Every line below that holds the string "with" should be copied out.

- [Data provided]
<<<<

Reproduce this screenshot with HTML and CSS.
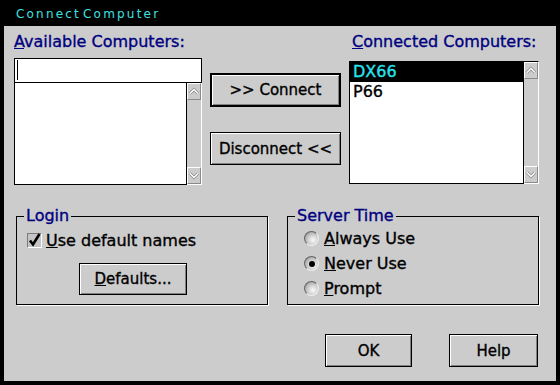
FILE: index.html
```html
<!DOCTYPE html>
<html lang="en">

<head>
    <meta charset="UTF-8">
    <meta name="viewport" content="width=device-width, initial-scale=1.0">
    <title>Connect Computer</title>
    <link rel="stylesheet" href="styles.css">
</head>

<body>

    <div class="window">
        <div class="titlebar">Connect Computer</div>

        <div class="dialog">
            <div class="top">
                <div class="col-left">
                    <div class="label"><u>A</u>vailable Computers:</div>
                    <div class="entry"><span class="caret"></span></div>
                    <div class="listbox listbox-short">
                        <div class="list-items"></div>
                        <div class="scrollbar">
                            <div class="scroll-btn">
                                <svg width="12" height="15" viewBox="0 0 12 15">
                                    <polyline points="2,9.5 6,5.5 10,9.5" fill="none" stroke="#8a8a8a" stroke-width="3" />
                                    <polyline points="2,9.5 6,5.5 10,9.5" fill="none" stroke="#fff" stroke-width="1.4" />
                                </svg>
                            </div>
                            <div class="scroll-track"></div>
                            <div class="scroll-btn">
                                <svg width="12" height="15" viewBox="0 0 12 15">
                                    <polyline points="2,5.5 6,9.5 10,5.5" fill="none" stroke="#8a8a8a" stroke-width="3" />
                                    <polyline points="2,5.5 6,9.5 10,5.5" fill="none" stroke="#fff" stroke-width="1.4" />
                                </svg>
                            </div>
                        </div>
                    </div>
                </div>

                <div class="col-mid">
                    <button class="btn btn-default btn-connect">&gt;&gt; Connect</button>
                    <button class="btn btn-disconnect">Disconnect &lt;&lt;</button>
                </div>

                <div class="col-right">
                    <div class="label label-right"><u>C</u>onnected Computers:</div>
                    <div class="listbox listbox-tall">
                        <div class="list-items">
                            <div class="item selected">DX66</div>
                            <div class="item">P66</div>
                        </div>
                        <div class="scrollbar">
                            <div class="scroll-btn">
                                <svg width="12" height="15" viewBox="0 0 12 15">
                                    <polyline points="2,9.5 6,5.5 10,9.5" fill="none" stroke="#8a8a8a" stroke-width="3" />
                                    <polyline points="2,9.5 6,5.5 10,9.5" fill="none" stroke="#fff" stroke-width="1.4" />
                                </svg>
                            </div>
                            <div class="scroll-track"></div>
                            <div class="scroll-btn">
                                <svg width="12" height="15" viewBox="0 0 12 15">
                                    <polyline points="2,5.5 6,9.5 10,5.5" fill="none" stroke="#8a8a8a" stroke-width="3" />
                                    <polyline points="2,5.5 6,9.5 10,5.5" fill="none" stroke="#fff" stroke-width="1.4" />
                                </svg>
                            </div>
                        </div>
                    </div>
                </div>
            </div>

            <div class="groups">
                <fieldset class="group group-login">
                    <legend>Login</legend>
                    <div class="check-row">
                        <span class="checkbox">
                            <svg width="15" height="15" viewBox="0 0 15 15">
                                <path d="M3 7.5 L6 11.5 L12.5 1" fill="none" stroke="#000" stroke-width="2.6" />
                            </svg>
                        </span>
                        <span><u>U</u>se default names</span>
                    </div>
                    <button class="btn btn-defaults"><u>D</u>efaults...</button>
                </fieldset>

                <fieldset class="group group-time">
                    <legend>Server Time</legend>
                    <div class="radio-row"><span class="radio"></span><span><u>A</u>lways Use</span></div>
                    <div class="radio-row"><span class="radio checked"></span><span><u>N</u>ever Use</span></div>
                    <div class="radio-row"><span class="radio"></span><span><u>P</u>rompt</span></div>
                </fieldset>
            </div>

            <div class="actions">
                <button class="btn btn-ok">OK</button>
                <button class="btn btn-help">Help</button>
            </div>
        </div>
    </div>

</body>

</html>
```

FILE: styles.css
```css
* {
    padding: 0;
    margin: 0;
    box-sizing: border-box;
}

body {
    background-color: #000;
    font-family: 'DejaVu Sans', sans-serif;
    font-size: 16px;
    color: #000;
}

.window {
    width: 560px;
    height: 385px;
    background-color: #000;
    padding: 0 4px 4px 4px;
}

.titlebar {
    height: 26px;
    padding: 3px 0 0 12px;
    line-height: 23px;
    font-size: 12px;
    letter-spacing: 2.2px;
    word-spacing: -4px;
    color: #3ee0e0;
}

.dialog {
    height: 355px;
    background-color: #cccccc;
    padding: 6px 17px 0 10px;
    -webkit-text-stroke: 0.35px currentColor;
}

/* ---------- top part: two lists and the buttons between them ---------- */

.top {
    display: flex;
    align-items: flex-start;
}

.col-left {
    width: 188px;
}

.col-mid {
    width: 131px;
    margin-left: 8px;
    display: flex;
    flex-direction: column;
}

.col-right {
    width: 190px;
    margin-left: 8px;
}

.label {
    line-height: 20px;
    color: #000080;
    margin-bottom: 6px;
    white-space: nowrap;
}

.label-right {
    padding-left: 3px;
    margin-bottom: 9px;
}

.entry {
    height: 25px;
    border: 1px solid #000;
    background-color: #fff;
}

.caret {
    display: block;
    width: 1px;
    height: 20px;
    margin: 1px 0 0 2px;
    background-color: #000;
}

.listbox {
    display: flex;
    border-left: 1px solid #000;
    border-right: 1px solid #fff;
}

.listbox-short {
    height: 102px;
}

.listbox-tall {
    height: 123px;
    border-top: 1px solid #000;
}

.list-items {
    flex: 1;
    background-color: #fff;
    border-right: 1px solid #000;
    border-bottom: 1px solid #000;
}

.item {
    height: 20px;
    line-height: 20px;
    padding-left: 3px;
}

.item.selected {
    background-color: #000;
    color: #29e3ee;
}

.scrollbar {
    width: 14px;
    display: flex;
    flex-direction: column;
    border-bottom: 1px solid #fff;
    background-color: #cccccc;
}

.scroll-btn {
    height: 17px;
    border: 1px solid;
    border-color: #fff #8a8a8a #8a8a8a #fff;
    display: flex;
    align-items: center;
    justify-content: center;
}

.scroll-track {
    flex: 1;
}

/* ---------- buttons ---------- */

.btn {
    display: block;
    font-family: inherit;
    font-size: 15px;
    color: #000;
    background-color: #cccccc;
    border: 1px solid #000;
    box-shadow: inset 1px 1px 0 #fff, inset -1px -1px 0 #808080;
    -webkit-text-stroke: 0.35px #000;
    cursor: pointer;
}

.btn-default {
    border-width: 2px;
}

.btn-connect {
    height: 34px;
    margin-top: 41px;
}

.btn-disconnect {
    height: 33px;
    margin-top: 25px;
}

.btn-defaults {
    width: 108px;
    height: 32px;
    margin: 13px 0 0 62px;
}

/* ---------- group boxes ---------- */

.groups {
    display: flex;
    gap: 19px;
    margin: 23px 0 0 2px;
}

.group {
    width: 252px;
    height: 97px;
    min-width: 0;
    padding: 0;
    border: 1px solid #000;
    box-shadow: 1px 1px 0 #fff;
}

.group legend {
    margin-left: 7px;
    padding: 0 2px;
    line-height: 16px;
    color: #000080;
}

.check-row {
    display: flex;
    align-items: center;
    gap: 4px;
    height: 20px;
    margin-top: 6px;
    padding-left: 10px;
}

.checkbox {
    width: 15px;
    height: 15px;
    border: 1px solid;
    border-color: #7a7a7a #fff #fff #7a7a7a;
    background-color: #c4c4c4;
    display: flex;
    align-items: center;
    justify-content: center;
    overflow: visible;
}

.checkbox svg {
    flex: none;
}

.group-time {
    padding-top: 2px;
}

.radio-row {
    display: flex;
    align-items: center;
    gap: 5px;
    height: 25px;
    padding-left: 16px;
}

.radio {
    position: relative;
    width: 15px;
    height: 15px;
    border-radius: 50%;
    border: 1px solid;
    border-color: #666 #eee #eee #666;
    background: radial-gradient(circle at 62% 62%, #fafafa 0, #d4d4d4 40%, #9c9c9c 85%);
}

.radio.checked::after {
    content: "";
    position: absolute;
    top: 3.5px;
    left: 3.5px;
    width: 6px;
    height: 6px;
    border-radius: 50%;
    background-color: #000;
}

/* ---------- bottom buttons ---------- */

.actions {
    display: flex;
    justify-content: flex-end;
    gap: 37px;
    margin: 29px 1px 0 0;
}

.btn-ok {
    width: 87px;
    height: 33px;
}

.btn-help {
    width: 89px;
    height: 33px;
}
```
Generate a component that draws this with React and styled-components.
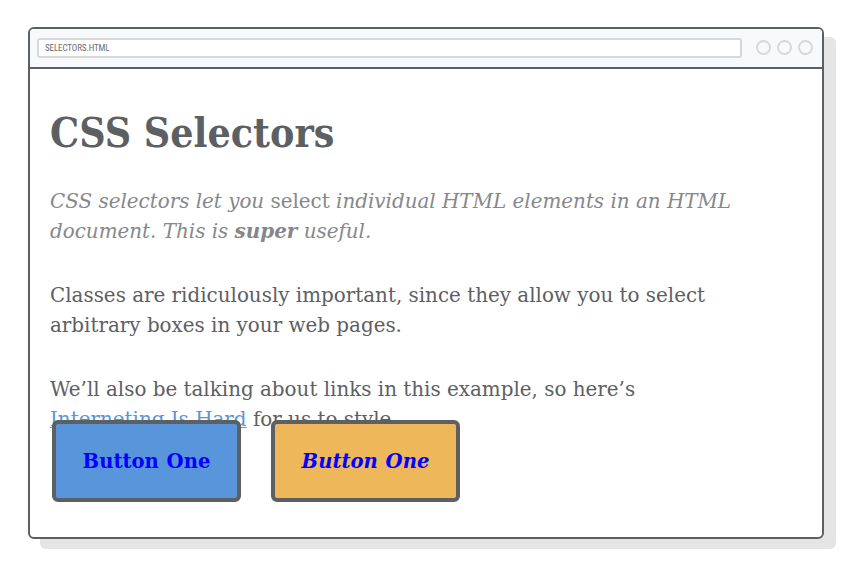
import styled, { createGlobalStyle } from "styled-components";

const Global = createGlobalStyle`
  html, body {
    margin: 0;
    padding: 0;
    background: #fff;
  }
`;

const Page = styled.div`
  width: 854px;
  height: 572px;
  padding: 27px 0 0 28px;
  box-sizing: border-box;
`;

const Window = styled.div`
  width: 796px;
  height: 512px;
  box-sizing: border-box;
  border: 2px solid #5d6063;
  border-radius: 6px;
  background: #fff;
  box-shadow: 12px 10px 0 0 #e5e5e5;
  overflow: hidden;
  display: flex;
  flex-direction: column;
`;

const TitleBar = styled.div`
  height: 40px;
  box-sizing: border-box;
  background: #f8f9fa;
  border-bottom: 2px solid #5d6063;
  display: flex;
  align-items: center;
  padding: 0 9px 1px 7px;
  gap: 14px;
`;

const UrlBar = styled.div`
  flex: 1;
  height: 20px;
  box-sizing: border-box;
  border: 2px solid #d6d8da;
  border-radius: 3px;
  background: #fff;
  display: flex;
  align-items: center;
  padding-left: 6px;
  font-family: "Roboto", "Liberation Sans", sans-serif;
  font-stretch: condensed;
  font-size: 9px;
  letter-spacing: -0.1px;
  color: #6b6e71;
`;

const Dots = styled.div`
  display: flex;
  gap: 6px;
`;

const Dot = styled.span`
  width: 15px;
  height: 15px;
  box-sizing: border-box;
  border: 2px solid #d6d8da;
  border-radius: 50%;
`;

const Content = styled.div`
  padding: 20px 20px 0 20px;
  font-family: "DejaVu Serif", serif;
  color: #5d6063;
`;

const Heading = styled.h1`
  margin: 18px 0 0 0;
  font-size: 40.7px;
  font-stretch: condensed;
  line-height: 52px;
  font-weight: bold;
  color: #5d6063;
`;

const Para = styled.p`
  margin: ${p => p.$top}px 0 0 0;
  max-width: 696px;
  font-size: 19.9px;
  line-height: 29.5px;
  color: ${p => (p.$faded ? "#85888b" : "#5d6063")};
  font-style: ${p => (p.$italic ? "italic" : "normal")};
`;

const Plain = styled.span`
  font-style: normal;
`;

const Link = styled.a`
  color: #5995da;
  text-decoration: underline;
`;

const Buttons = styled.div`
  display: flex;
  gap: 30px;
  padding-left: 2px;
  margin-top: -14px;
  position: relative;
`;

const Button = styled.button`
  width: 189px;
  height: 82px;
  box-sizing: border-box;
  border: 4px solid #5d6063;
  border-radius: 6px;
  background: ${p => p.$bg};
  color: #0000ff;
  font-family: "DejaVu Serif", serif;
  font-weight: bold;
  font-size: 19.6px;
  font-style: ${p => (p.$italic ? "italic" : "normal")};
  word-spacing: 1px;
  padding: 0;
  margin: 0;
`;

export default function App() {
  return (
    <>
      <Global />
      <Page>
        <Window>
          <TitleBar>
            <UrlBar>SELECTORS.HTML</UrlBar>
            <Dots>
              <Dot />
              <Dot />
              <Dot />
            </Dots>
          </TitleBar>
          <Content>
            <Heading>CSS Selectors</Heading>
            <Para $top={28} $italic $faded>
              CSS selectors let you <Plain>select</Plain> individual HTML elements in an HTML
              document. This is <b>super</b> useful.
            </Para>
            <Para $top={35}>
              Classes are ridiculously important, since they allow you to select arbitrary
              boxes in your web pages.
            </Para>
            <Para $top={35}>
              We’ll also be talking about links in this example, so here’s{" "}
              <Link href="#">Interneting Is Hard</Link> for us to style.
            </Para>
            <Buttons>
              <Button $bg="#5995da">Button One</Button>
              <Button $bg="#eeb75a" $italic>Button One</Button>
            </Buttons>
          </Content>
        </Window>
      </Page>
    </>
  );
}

>>>>

- [Reply to the task]
Reproduce this screenshot with HTML and CSS.
Generate a component that draws this with React and styled-components.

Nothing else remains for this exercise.